_What is expected:_
Note each line of the listing that contains the string "table", and copy it.

_The records:_

******************************

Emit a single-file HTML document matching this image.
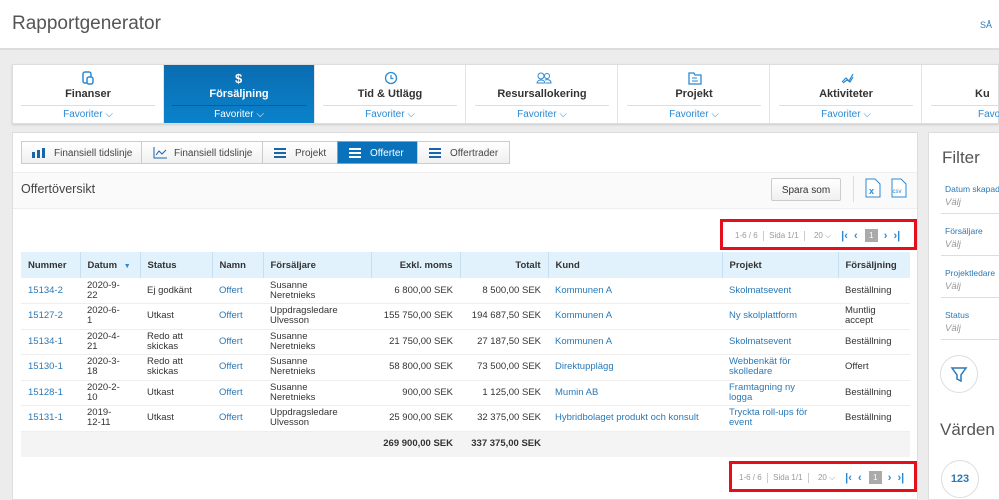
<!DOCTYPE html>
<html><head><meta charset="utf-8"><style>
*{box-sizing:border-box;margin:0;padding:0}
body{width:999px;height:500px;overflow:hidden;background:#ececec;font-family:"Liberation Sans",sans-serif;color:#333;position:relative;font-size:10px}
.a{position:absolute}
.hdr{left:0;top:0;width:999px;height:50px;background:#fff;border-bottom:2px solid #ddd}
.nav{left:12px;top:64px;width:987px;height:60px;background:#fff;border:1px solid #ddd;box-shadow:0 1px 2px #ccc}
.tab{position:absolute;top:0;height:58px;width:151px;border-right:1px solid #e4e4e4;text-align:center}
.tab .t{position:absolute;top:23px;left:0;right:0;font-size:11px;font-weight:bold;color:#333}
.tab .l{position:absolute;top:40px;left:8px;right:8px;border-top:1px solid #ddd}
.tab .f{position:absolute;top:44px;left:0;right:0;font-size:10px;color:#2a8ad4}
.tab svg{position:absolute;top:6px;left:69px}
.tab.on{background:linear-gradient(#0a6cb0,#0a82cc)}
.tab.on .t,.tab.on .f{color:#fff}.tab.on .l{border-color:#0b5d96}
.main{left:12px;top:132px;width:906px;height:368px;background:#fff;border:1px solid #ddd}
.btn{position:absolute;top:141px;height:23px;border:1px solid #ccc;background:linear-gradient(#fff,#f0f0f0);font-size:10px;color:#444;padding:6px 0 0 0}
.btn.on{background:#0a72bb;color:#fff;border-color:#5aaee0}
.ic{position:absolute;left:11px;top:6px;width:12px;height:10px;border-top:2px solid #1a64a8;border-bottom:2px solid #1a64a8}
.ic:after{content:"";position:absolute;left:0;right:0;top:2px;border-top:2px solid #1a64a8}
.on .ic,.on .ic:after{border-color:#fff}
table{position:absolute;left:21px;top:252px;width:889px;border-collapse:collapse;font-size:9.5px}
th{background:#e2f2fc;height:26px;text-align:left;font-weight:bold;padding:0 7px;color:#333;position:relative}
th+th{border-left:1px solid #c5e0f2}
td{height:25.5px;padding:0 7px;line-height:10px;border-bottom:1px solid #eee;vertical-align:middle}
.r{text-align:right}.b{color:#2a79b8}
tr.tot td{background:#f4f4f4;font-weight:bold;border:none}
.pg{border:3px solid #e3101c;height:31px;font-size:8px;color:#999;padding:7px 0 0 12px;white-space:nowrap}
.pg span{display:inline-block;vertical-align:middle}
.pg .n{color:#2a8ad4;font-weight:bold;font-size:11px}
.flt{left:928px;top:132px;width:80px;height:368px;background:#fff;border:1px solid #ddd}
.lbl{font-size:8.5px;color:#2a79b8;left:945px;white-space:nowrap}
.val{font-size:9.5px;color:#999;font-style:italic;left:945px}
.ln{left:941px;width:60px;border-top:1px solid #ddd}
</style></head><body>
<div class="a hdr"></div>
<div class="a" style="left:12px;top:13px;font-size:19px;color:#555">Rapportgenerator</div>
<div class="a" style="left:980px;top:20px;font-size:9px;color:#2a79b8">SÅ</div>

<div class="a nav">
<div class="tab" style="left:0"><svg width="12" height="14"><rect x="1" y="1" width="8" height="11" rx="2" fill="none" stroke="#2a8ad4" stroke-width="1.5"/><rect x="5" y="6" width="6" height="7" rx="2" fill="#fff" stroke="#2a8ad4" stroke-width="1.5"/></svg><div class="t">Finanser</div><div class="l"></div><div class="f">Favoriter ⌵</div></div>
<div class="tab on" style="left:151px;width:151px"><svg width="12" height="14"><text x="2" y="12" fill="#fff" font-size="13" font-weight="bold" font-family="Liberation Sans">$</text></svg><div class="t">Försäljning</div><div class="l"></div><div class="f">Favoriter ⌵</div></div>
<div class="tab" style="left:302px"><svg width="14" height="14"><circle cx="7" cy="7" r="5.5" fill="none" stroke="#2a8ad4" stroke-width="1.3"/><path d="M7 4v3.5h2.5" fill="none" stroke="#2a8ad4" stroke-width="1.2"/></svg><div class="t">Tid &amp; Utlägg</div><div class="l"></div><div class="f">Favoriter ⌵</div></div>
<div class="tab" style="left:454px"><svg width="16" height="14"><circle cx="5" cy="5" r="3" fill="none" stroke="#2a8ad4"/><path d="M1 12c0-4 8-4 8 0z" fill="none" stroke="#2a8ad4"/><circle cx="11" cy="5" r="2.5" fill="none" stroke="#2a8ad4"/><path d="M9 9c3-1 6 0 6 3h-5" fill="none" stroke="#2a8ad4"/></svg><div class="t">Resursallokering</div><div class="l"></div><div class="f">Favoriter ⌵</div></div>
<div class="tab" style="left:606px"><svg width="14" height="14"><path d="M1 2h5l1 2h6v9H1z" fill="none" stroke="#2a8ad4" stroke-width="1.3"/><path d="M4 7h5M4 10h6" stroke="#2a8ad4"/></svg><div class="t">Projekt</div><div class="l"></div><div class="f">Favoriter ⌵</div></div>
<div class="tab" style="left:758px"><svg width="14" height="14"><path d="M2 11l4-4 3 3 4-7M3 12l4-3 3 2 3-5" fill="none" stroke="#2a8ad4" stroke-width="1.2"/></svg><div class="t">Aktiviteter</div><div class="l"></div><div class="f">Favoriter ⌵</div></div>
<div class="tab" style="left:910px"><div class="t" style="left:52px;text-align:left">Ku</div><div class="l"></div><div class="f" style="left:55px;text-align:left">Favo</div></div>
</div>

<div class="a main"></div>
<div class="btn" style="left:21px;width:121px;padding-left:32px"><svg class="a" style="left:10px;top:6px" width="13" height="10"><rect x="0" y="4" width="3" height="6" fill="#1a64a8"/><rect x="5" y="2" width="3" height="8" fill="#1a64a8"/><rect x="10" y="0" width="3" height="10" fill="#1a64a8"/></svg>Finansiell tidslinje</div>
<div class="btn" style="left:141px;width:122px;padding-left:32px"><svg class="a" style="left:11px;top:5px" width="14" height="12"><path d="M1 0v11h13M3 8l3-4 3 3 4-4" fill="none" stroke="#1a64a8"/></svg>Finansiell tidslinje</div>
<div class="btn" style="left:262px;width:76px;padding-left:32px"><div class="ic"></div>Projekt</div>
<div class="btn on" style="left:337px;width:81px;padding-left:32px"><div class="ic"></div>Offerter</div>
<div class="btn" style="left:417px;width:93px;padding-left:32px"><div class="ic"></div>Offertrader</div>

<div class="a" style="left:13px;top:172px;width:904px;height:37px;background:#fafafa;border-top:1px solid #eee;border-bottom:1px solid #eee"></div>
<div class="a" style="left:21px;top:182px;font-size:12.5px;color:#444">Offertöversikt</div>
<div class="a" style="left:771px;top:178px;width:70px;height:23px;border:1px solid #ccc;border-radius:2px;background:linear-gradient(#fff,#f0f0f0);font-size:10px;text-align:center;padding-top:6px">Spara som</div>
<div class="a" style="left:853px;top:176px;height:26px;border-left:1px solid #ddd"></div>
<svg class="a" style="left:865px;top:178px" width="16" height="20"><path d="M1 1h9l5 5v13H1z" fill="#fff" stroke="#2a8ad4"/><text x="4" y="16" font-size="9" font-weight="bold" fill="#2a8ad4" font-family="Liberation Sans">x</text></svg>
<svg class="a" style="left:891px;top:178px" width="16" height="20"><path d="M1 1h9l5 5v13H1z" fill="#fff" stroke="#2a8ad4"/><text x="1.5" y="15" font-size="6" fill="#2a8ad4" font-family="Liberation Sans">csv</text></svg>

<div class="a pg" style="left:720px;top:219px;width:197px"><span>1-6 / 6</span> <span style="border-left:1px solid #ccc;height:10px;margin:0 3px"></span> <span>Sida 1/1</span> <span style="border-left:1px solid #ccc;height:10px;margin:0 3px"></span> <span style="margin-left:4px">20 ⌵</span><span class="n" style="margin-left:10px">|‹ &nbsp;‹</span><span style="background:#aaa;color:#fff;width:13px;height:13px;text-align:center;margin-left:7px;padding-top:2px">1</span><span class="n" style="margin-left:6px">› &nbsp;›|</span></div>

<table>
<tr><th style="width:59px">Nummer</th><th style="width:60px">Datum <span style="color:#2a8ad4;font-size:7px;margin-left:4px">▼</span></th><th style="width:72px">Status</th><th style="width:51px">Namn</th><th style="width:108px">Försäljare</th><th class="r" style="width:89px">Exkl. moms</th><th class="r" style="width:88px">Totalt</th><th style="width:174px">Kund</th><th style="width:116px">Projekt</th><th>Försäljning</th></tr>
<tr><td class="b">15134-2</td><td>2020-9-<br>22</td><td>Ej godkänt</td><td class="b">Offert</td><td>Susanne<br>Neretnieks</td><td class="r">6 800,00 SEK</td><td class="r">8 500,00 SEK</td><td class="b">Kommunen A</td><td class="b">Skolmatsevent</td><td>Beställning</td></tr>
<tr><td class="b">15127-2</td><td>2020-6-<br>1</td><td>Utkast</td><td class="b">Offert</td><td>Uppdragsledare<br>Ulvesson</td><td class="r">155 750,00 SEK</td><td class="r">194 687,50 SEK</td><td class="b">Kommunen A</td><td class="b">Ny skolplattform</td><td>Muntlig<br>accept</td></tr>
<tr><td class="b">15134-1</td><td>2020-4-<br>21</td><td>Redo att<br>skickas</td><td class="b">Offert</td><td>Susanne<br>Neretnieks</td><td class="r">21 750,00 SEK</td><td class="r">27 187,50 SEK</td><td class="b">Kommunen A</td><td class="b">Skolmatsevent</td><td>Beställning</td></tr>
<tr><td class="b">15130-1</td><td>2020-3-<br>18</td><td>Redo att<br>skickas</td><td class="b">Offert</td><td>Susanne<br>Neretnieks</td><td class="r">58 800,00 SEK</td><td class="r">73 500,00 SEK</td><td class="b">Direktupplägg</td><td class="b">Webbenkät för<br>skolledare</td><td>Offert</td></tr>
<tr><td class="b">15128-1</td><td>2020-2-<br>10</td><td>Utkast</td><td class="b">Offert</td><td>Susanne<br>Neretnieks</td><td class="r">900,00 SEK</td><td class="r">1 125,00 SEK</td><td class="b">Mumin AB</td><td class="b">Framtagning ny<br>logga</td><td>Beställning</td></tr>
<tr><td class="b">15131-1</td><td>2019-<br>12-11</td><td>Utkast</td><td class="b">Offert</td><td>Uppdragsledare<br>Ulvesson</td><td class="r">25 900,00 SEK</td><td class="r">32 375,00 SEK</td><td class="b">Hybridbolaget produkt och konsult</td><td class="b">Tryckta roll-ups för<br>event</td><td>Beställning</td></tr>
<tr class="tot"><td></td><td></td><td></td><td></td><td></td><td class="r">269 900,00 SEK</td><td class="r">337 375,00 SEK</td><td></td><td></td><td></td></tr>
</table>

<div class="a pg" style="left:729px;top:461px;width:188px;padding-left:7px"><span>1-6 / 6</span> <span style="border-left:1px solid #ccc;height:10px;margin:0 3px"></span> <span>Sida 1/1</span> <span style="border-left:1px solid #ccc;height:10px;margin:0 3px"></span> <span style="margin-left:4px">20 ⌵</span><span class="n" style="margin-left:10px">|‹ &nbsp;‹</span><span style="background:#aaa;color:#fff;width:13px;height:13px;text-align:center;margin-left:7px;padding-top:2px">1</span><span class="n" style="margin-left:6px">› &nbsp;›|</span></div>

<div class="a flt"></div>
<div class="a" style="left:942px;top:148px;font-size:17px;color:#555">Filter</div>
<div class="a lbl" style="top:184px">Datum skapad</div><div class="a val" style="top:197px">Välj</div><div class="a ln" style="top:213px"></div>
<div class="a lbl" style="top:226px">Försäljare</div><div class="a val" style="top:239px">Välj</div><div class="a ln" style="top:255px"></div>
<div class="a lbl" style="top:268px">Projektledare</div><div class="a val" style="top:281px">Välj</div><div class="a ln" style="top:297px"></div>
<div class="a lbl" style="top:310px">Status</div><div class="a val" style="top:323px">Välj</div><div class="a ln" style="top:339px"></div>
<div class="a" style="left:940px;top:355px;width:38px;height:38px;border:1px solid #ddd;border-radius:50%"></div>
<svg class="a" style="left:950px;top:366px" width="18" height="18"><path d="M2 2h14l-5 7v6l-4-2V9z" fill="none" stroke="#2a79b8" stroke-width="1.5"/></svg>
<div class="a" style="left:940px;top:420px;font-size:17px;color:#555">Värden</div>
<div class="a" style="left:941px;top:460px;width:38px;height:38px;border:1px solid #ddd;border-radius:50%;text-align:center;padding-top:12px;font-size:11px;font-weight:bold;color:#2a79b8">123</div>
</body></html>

******************************

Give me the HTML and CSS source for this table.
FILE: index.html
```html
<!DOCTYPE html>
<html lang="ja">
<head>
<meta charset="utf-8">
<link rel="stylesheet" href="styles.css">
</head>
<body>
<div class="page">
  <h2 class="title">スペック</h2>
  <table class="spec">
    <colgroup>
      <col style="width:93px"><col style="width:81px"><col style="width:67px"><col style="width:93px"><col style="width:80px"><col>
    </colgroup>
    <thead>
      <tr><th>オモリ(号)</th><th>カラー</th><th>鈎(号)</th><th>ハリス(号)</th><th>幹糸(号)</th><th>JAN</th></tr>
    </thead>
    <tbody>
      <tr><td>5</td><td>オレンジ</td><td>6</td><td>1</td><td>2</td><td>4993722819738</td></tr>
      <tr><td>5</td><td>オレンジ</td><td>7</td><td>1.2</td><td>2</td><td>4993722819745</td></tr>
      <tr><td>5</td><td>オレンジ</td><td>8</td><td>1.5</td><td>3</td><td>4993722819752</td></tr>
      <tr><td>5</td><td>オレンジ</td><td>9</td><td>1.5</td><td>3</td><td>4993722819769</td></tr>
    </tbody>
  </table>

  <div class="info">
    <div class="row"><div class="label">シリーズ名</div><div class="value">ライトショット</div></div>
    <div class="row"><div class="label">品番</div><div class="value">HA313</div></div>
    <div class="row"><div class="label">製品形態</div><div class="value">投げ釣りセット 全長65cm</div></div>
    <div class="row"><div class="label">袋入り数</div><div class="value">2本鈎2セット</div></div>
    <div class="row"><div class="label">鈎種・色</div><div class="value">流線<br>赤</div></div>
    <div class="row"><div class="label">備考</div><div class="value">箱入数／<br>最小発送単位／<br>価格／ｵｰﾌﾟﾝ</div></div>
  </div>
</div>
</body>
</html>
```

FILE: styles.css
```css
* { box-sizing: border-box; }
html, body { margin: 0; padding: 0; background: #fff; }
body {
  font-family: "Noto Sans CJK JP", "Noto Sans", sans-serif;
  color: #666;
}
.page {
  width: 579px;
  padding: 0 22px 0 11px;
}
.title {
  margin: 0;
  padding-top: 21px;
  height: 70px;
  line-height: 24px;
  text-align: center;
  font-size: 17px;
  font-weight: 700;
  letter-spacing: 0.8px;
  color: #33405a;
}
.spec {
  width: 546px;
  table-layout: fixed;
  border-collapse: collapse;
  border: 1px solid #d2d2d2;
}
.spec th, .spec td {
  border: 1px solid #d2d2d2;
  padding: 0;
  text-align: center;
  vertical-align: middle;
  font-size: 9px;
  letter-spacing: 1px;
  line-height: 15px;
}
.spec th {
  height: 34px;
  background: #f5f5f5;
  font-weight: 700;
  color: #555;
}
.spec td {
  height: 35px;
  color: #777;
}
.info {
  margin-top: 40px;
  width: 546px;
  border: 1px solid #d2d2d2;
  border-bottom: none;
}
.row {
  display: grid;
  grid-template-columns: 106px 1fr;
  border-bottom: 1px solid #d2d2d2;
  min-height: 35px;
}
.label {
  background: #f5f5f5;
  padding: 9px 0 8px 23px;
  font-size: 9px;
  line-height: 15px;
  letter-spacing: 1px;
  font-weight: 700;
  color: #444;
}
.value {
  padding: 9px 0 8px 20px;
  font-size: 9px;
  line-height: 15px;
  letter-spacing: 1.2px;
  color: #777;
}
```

******************************

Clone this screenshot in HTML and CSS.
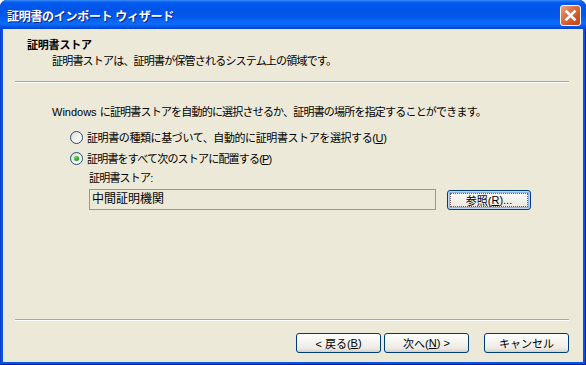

******************************

_The completed task:_
table{position:absolute;left:21px;top:252px;width:889px;border-collapse:collapse;font-size:9.5px}
<table>
</table>
Give me the HTML and CSS source for this table.
  <table class="spec">
  </table>
  table-layout: fixed;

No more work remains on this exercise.